The Chinese Government is now openly accelerating the forced assimilation of Tibetans

For years, the Australia Tibet Council has been warning about the systemic Chinese Government plan to eliminate Tibetan language and culture. Now, with China recently passing its “Law on Promoting Ethnic Unity and Progress” the Chinese Government has laid bare its authoritarian turn away from any pretence of ethnic autonomy and toward enforced assimilation.

China is accelerating a sweeping campaign to erase Tibetan language, culture, and identity — and it is now being embedded directly into Chinese law.

These “ethnic unity laws” are a far-reaching statute that codifies Beijing’s increasingly aggressive assimilation policies toward Tibetans, Uyghurs, Mongolians, and other non-Han peoples.

The law represents the culmination of a policy shift that has intensified under Xi Jinping for more than a decade. Beijing is abandoning even the veneer of ethnic autonomy that formally existed in earlier decades, and replacing it with what scholars describe as “second-generation ethnic policy” — a system designed to weaken ethnic distinctions and force a single, state-controlled Chinese national identity.

For Tibetans, the consequences are already devastating. As Tibetans worldwide and in Australia have been warning this will result in a cultural genocide in Tibet.

Mandarin Chinese is now mandated as the language of instruction from pre-school onward. Authorities are directing schools, institutions, and even families to promote “national identity” above ethnic and cultural identity. Tibetan-language education and community-run cultural initiatives are being restricted or shut down.

Parents describe heart-breaking changes in their children within months of entering state-run schools. One Tibetan mother said her five-year-old daughter stopped speaking Tibetan shortly after beginning preschool and began insisting: “I am Chinese, not Tibetan.”

Tibetan children are losing the ability to communicate with parents and grandparents in their mother tongue. Families speak of a growing rupture between generations as language, stories, spiritual traditions, and cultural memory are severed.

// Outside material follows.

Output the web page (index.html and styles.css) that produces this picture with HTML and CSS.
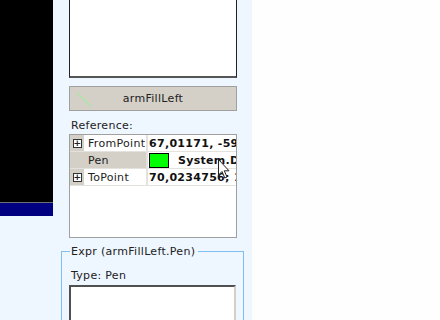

Developments raise alarm internationally —UN experts express serious concern 

In a formal communication to the Chinese government, several United Nations Special Rapporteurs expressed “serious concern” over policies aimed at the “acculturation and assimilation of the Tibetan culture into the dominant Han Chinese majority.” The UN experts warned that these measures may violate fundamental rights relating to language, culture, religion, and education. You can read the  UN’s communication to China here.

China’s leaders call this “ethnic unity”. But unity imposed through coercion, forced assimilation, and the destruction of language, culture and identity is not unity at all.

The international community cannot remain silent while Tibetan identity is systematically dismantled. Australia Tibet Council will continue to demand that the Australian Government speaks out against the cultural genocide of Tibetans at every forum available.